The Northern Volcanic Zone (NVZ), can be divided into three major geologic zones, the Western Cordillera, the Eastern Cordillera, and the Inter-Andean valley (Figure 3). Recent studies have looked extensively at the variable geochemistry from a number of volcanoes within the Eastern Cordillera, Western Cordillera, Inter-Andean valley, and Back-Arc of the Ecuadorian Volcanic Arc (Ancellin et al. 2017; Bablon et al. 2022). They have noted variations in incompatible element contents and ratios of trace fluid-mobile and fluid-immobile elements with north-south and east-west distance from the subduction zone along the pacific coast. The reduction in crustal melting with distance from the trench results in a reduction of fluid-mobile elements. Bablon et al. (2022) utilized this concept to attempt to pinpoint source volcanos for distal tephras recovered in marine cores based on the trace element composition of glass shards in the tephras analyzed by LA-ICP-MS. Within the NVZ, there is across arc geochemical zonation with increases in incompatible element contents (e.g. Ba, Nb, Rb, La, Pb, Th) at greater distances from the subduction zone due to a reduction in crustal processing and a decrease in the ratio of more to less fluid-mobile elements (e.g. Ba/Th, Ba/La, Ba/Nb, Pb/Th, Li/Th) due to cooling magma (Ancellin et al. 2017; Bablon et al. 2022). By comparing trace element concentrations of these categories of elements from volcanic tephra, it is possible to approximate the relative location of the source volcano along the arc (see Figure 4 from Bablon et al. 2022 for an example).
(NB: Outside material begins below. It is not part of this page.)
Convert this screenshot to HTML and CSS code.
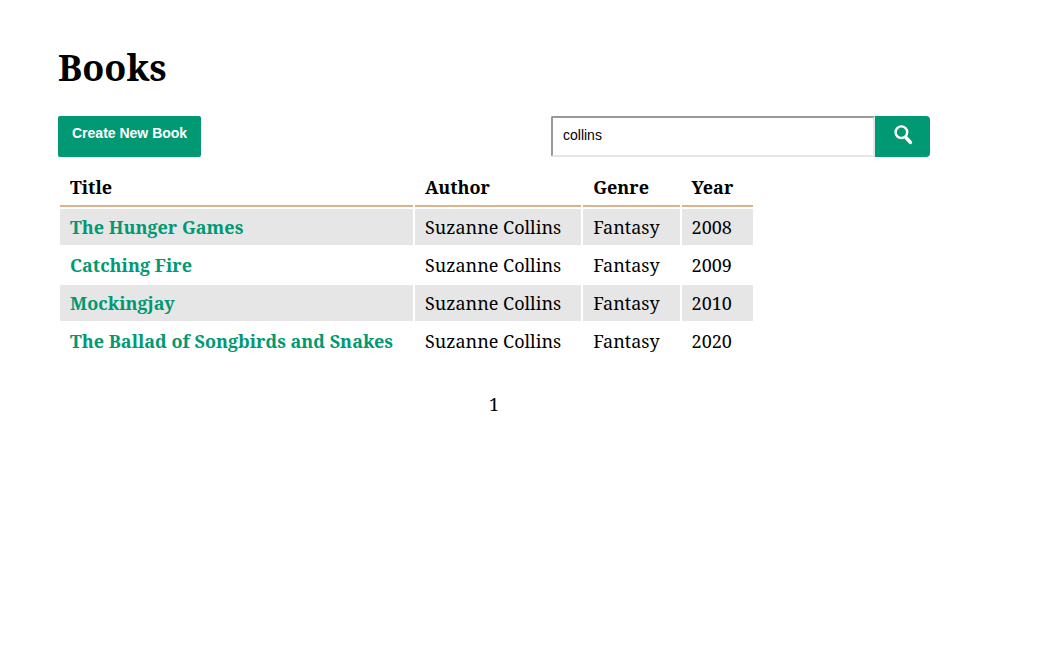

This method experiment follows Bablon et al.’s logic to attempt to distinguish the AD 1280 Quilotoa eruption from a Cayambe eruption potentially dated between AD 1290 and ~AD 1485 using LA-ICP-MS in order to determine what impact if any Cayambe volcano might have had on wetland agriculture (Samaniego et al. 1998; Vizuete Yepez 2020).
Figure 3: Map of the Northern Volcanic Zone from Ancellin et al. 2017 with Western Cordillera, Eastern Cordillera, And Inter-Andean valley volcanos highlighted.
Figure 4: Incompatible Element Concentrations and More to Less Fluid-Mobile Ratios from Bablon et al. 2022.